4-3. Static Covariate Encoders
integrate additional information! using separate GRN encoders
-
4 different context vectors : \(\mathbf{c}_s,\mathbf{c}_e,\mathbf{c}_c,\mathbf{c}_h\)
( wired into various locations in the temporal fusion decoder )
-
\(\mathbf{c}_s\) : context for temporal variable selection
-
\(\mathbf{c}_c,\mathbf{c}_h\) : context for local processing of temporal features
-
\(\mathbf{c}_e\) : context for enriching of temporal features with static information
4-4. Interpretable Multi-head Attention
( 기존 )
\(\operatorname{MultiHead}(\boldsymbol{Q}, \boldsymbol{K}, \boldsymbol{V})=\left[\boldsymbol{H}_{1}, \ldots, \boldsymbol{H}_{m_{H}}\right] \boldsymbol{W}_{H}\).
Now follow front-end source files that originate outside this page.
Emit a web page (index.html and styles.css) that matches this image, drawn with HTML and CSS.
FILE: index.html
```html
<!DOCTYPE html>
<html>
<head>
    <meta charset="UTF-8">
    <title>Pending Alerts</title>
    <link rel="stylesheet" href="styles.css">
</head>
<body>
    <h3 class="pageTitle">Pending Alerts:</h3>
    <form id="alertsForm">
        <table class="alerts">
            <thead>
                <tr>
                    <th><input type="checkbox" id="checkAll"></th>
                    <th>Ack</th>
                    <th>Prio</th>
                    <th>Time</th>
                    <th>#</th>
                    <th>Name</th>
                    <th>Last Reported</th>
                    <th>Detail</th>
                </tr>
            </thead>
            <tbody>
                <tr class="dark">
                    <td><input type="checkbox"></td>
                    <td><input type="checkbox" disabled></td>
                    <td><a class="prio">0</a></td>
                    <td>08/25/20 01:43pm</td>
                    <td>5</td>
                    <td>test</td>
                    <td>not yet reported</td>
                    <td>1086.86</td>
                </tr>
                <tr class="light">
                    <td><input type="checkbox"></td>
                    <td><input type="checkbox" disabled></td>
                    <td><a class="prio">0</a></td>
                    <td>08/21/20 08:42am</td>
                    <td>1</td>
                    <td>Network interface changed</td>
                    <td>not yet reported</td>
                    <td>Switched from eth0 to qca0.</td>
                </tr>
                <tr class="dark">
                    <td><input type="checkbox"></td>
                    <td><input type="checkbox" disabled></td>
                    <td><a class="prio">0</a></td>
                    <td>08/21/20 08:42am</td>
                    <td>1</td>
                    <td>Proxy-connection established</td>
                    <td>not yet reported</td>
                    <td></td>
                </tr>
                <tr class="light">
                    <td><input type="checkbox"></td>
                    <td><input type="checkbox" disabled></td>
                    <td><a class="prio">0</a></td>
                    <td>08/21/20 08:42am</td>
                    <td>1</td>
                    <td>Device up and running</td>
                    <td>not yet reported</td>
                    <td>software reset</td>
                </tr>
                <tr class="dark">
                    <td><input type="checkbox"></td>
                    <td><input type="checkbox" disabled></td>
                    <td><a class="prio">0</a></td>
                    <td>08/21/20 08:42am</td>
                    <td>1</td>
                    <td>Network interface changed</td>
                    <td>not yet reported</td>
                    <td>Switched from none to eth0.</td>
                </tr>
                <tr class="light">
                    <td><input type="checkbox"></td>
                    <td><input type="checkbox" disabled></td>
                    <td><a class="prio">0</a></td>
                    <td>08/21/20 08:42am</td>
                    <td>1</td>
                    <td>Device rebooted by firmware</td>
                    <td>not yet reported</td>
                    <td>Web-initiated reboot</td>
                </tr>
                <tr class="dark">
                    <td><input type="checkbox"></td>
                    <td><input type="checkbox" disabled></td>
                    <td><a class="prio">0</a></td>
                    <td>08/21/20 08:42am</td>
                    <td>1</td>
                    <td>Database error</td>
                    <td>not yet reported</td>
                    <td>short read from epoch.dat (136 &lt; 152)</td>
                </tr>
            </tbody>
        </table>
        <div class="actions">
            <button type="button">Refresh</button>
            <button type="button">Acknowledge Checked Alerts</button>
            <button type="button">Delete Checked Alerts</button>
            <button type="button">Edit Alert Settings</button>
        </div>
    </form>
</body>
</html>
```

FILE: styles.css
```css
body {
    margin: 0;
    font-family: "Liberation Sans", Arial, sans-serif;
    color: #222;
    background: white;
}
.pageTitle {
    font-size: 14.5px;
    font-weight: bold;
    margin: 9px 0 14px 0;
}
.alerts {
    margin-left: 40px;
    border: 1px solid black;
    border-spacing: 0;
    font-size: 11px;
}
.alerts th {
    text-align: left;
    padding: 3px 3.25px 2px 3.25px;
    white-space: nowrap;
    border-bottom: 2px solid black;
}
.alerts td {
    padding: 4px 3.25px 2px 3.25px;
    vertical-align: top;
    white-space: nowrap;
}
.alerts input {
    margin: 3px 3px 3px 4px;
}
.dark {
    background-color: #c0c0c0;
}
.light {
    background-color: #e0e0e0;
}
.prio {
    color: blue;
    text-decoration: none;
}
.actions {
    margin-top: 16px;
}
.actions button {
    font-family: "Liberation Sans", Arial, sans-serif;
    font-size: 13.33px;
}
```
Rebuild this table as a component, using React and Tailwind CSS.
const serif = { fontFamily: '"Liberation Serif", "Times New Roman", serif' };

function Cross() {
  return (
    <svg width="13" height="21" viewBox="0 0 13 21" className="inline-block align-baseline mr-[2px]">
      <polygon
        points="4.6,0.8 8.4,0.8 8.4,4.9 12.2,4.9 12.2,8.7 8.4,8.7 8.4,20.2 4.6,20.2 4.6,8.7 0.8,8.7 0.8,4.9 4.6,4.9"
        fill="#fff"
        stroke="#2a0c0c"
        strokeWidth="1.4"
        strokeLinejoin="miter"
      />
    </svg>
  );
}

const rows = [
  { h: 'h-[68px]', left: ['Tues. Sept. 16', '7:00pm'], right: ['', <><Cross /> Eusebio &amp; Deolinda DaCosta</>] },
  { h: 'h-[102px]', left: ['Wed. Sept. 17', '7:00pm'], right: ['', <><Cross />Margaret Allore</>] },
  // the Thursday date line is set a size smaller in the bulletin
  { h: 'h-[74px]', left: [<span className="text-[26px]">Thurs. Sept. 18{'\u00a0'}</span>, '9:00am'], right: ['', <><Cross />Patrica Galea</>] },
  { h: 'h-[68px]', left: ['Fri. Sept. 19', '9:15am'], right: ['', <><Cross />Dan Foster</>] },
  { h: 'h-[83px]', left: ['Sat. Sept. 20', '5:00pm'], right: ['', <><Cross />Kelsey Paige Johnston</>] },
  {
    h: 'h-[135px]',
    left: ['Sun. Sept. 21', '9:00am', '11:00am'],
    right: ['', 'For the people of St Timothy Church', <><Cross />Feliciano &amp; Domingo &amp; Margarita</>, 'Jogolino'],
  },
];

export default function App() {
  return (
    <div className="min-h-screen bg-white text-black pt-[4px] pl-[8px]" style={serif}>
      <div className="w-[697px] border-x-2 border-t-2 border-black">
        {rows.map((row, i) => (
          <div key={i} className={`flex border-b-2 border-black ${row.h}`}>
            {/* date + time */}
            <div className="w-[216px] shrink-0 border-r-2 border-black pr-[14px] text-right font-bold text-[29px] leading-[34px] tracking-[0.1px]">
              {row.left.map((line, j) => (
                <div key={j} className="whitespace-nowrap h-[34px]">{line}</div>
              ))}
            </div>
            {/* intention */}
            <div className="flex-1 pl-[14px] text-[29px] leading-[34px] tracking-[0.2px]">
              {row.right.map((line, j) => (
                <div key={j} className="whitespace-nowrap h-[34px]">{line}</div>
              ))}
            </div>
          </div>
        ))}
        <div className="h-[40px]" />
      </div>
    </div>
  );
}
- \(\boldsymbol{H}_{h}=\operatorname{Attention}\left(\boldsymbol{Q} \boldsymbol{W}_{Q}^{(h)}, \boldsymbol{K} \boldsymbol{W}_{K}^{(h)}, \boldsymbol{V} \boldsymbol{W}_{V}^{(h)}\right)\).
( 제안 )
\(\text { InterpretableMultiHead }(\boldsymbol{Q}, \boldsymbol{K}, \boldsymbol{V})=\tilde{\boldsymbol{H}} \boldsymbol{W}_{H}\).
- \(\begin{aligned} \tilde{\boldsymbol{H}}=& \tilde{A}(\boldsymbol{Q}, \boldsymbol{K}) \boldsymbol{V} \boldsymbol{W}_{V} \\ =&\left\{1 / H \sum_{h=1}^{m_{H}} A\left(\boldsymbol{Q} \boldsymbol{W}_{Q}^{(h)}, \boldsymbol{K} \boldsymbol{W}_{K}^{(h)}\right)\right\} \boldsymbol{V} \boldsymbol{W}_{V} \\ =& 1 / H \sum_{h=1}^{m_{H}} \operatorname{Attention}\left(\boldsymbol{Q} \boldsymbol{W}_{Q}^{(h)}, \boldsymbol{K} \boldsymbol{W}_{K}^{(h)}, \boldsymbol{V} \boldsymbol{W}_{V}\right) \end{aligned}\).
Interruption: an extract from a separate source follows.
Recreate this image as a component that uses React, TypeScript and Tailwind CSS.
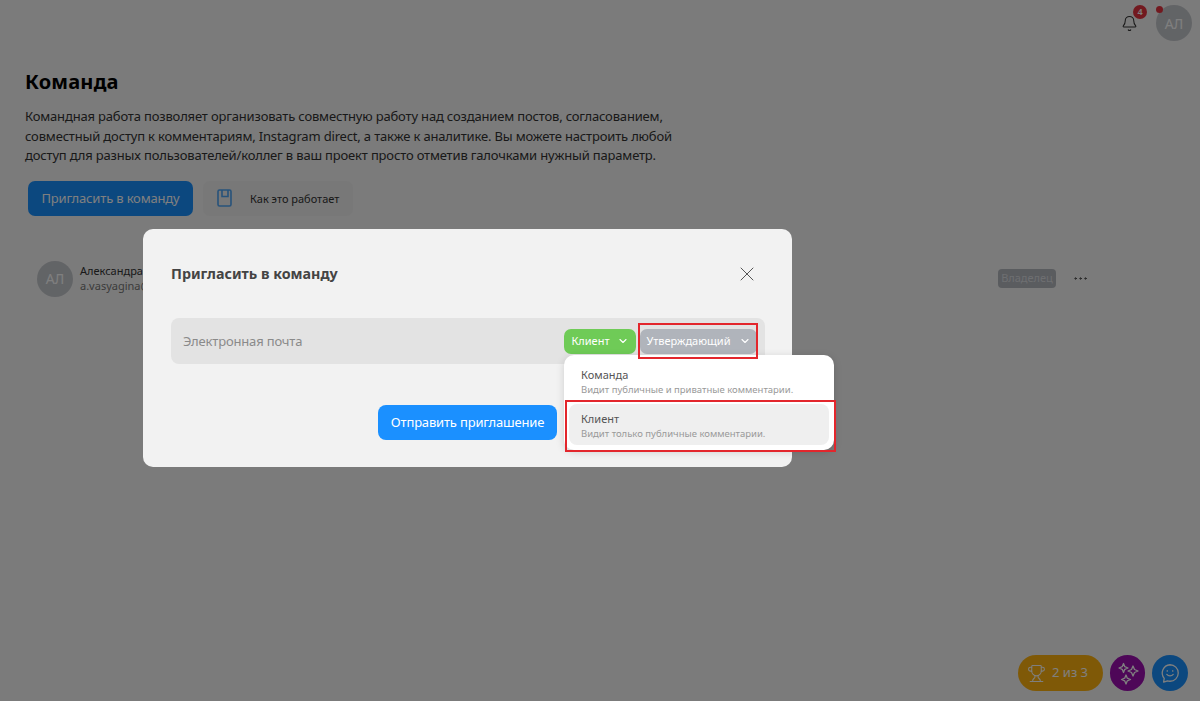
import { ChevronDown, X, Bell, Trophy, MoreHorizontal } from 'lucide-react';

const FONT = "font-['Noto_Sans','Open_Sans',sans-serif]";

function Sparkles() {
    return (
        <svg width="24" height="24" viewBox="0 0 24 24" fill="none" stroke="currentColor" strokeWidth="1.3" strokeLinejoin="round">
            <path d="M7.500 2.500l1.300 3.200 3.200 1.300-3.200 1.300-1.300 3.200-1.300-3.200L3 7l3.200-1.300z" />
            <path d="M17 5l1.500 3.500L22 10l-3.500 1.500L17 15l-1.500-3.500L12 10l3.500-1.500z" />
            <path d="M10 14l1.300 3.200 3.200 1.300-3.200 1.300-1.300 3.200-1.300-3.200-3.200-1.300 3.200-1.300z" />
        </svg>
    );
}

function Bookmark() {
    return (
        <svg width="15" height="18" viewBox="0 0 15 18" fill="none" stroke="#4ea5f5" strokeWidth="1.6">
            <rect x="1" y="1" width="13" height="16" rx="1.5" />
            <path d="M5 1v6.500h6V1" />
        </svg>
    );
}

function ChatSmile() {
    return (
        <svg width="22" height="22" viewBox="0 0 24 24" fill="none" stroke="currentColor" strokeWidth="1.4" strokeLinecap="round" strokeLinejoin="round">
            <path d="M12 3a9 9 0 0 1 0 18c-1 0-1.800-.1-2.700-.4L5 22l.7-4.200A9 9 0 0 1 12 3z" />
            <path d="M8.500 13.500c1.800 2.200 5.200 2.200 7 0" />
            <path d="M9 9.500v.5M15 9.500v.5" />
        </svg>
    );
}

export default function App() {
    return (
        <div className={`relative h-[701px] w-[1200px] overflow-hidden bg-[#f6f6f6] ${FONT}`}>
            {/* Page behind the dialog */}
            <header className="flex h-[45px] items-start justify-end pr-[8px] pt-[5px]">
                <div className="relative mr-[18px] mt-[10px] text-[#333]">
                    <Bell size={17} strokeWidth={1.5} />
                    <span className="absolute left-[12px] top-[-10px] flex h-[14px] w-[14px] items-center justify-center rounded-full bg-[#e5333f] text-[9px] font-semibold text-white">
                        4
                    </span>
                </div>
                <div className="relative flex h-[36px] w-[36px] items-center justify-center rounded-full bg-[#c5c8cd] text-[14px] text-white">
                    АЛ
                    <span className="absolute left-0 top-[1px] h-[7px] w-[7px] rounded-full bg-[#e5333f]" />
                </div>
            </header>

            <main className="pl-[25px]">
                <h1 className="mt-[23px] text-[20px] leading-[28px] font-bold tracking-[0.2px] text-black">Команда</h1>
                <p className="mt-[11px] w-[680px] text-[13px] leading-[19.500px] tracking-[-0.17px] text-[#333]">
                    Командная работа позволяет организовать совместную работу над созданием постов, согласованием,
                    <br />
                    совместный доступ к комментариям, Instagram direct, а также к аналитике. Вы можете настроить любой
                    <br />
                    доступ для разных пользователей/коллег в ваш проект просто отметив галочками нужный параметр.
                </p>
                <div className="mt-[15px] ml-[3px] flex items-center gap-[10px]">
                    <button className="h-[35px] w-[165px] rounded-[7px] bg-[#1890ff] pt-[2px] text-[13px] tracking-[-0.17px] text-white">
                        Пригласить в команду
                    </button>
                    <button className="flex h-[35px] w-[150px] items-center rounded-[7px] bg-[#f0f0f0] pl-[14px] text-[11px] text-[#333]">
                        <Bookmark />
                        <span className="ml-[18px] pt-[2px]">Как это работает</span>
                    </button>
                </div>

                <div className="mt-[44px] ml-[12px] flex h-[38px] items-center pr-[111px]">
                    <div className="flex h-[36px] w-[36px] items-center justify-center rounded-full bg-[#c5c8cd] text-[14px] text-white">
                        АЛ
                    </div>
                    <div className="ml-[7px] whitespace-nowrap pb-[2px] text-[11px] leading-[15px]">
                        <div className="text-[#333]">Александра</div>
                        <div className="text-[#777]">a.vasyagina@</div>
                    </div>
                    <span className="ml-auto flex h-[19px] w-[58px] items-center justify-center rounded-[4px] bg-[#b4b8bf] text-[11px] text-[#dcdee2]">
                        Владелец
                    </span>
                    <MoreHorizontal className="ml-[16px] text-[#444]" size={17} strokeWidth={1.4} />
                </div>
            </main>

            <div className="absolute bottom-[10px] right-[12px] flex items-center gap-[7px]">
                <div className="flex h-[36px] w-[85px] items-center gap-[6px] rounded-full bg-[#ffb30f] pl-[9px] text-[13px] text-white">
                    <Trophy size={19} strokeWidth={1.3} />
                    <span>2 из 3</span>
                </div>
                <div className="flex h-[36px] w-[35px] items-center justify-center rounded-full bg-[#9c0fb0] text-white">
                    <Sparkles />
                </div>
                <div className="flex h-[36px] w-[36px] items-center justify-center rounded-full bg-[#1890ff] text-white">
                    <ChatSmile />
                </div>
            </div>

            {/* Dim layer */}
            <div className="absolute inset-0 bg-black/50" />

            {/* Dialog */}
            <div className="absolute left-[143px] top-[229px] h-[238px] w-[649px] rounded-[10px] bg-[#f2f2f2] pl-[28px] pr-[27px]">
                <div className="flex h-[89px] items-center justify-between pr-[6px]">
                    <h2 className="text-[14.300px] font-bold text-[#444]">Пригласить в команду</h2>
                    <X size={24} strokeWidth={1} className="text-[#555]" />
                </div>
                <div className="flex h-[46px] items-center rounded-[8px] bg-[#e3e3e3] pl-[12px] pr-[8px] text-[13px] tracking-[-0.17px] text-[#8a8a8a]">
                    <span className="flex-1 pt-[2px]">Электронная почта</span>
                    <div className="flex items-center gap-[4px] text-[11px] tracking-normal text-white">
                        <span className="flex h-[25px] w-[72px] items-center justify-center gap-[7px] rounded-[7px] bg-[#6fcb57]">
                            Клиент
                            <ChevronDown size={12} strokeWidth={2.2} />
                        </span>
                        <span className="flex h-[25px] w-[117px] items-center justify-center gap-[8px] rounded-[7px] bg-[#b0b4bb]">
                            Утверждающий
                            <ChevronDown size={12} strokeWidth={2.2} />
                        </span>
                    </div>
                </div>
                <div className="mt-[41px] flex justify-end pr-[208px]">
                    <button className="h-[35px] w-[179px] rounded-[8px] bg-[#1b90ff] pt-[1px] text-[13px] tracking-[-0.17px] text-white">
                        Отправить приглашение
                    </button>
                </div>
            </div>

            {/* Dropdown */}
            <div className="absolute left-[564px] top-[355px] w-[270px] rounded-[10px] bg-white p-[5px] pt-[10px] shadow-[0_2px_8px_rgba(0,0,0,0.15)]">
                <div className="flex h-[34px] flex-col justify-center pl-[12px]">
                    <div className="text-[11px] leading-[16px] text-[#555]">Команда</div>
                    <div className="text-[9.500px] leading-[14px] text-[#999]">Видит публичные и приватные комментарии.</div>
                </div>
                <div className="mt-[5px] flex h-[41px] flex-col justify-center rounded-[8px] bg-[#efefef] pl-[12px] pt-[2px]">
                    <div className="text-[11px] leading-[16px] text-[#555]">Клиент</div>
                    <div className="text-[9.500px] leading-[14px] text-[#999]">Видит только публичные комментарии.</div>
                </div>
            </div>

            {/* Annotation frames */}
            <div className="absolute left-[638px] top-[323px] h-[36px] w-[120px] border-2 border-[#e3262c]" />
            <div className="absolute left-[565px] top-[400px] h-[52px] w-[271px] border-2 border-[#e3262c]" />
        </div>
    );
}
- where \(\boldsymbol{W}_{V} \in \mathbb{R}^{d_{\text {model }} \times d_{V}}\) are value weights shared across all heads
4-5. Temporal Fusion Decoder
(1) Locality Enhancement with seq2seq layer
- \(\tilde{\boldsymbol{\phi}}(t, n)=\text { LayerNorm }\left(\tilde{\boldsymbol{\xi}}_{t+n}+\operatorname{GLU}_{\tilde{\phi}}(\boldsymbol{\phi}(t, n))\right)\).
(2) static enrichment layer
- \(\boldsymbol{\theta}(t, n)=\operatorname{GRN}_{\theta}\left(\tilde{\boldsymbol{\phi}}(t, n), \boldsymbol{c}_{e}\right)\).
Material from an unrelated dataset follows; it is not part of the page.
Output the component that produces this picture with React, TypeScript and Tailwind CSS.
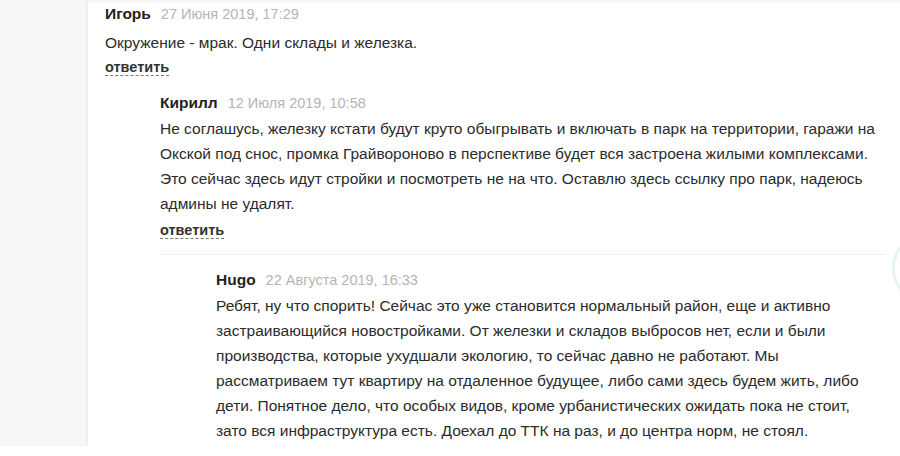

- \(c_e\) is a context vector from a static covariate encoder
(3) Temporal Self-attention layer
-
all static-enriched temporal features are first grouped into single matrix
\(\boldsymbol{\Theta}(t)=[\boldsymbol{\theta}(t,-k), \ldots,\).\(\boldsymbol{\theta}(t, \tau)]^{T}\)
-
Interpretable Multi-head attention
\(\boldsymbol{B}(t)=\operatorname{InterpretableMultiHead}(\boldsymbol{\Theta}(t), \boldsymbol{\Theta}(t), \boldsymbol{\Theta}(t))\).
-
Decoder masking ( only attend to features preceding it )
-
after self-attention layer…
additional gating layer : \(\boldsymbol{\delta}(t, n)=\operatorname{LayerNorm}\left(\boldsymbol{\theta}(t, n)+\operatorname{GLU}_{\delta}(\boldsymbol{\beta}(t, n))\right)\).
(4) Position-wise FFNN
-
\(\boldsymbol{\psi}(t, n)=\operatorname{GRN}_{\psi}(\boldsymbol{\delta}(t, n))\).
-
\(\tilde{\boldsymbol{\psi}}(t, n)=\text { LayerNorm }\left(\tilde{\boldsymbol{\phi}}(t, n)+\operatorname{GLU}_{\tilde{\psi}}(\boldsymbol{\psi}(t, n))\right)\)>
4-6. Quantile Outputs
-
simultaneous prediction of various percentiles (e.g. \(10^{\text {th }}, 50^{\text {th }}\) and \(\left.90^{t h}\right)\)
-
generated using linear transformation of the output from the temporal fusion decoder:
\(\hat{y}(q, t, \tau)=\boldsymbol{W}_{q} \tilde{\boldsymbol{\psi}}(t, \tau)+b_{q}\).
5. Loss Function
Quantile loss ( = summed across all quantile outputs )
\(\mathcal{L}(\Omega, \boldsymbol{W})=\sum_{y_{t} \in \Omega} \sum_{q \in \mathcal{Q}} \sum_{\tau=1}^{\tau_{\max }} \frac{Q L\left(y_{t}, \hat{y}(q, t-\tau, \tau), q\right)}{M \tau_{\max }}\).
- \(Q L(y, \hat{y}, q)=q(y-\hat{y})_{+}+(1-q)(\hat{y}-y)_{+}\).
- \(\Omega\) : the domain of training data containing \(M\) samples
- \(\boldsymbol{W}\) : weights of TFT
- \(\mathcal{Q}=\{0.1,0.5,0.9\}\).
for out-of-sample testing, evaluate the normalized quantile losses
\(q \text {-Risk }=\frac{2 \sum_{y_{t} \in \tilde{\Omega}} \sum_{\tau=1}^{\tau_{\max }} Q L\left(y_{t}, \hat{y}(q, t-\tau, \tau), q\right)}{\sum_{y_{t} \in \bar{\Omega}} \sum_{\tau=1}^{\tau_{\max }}\mid y_{t}\mid }\).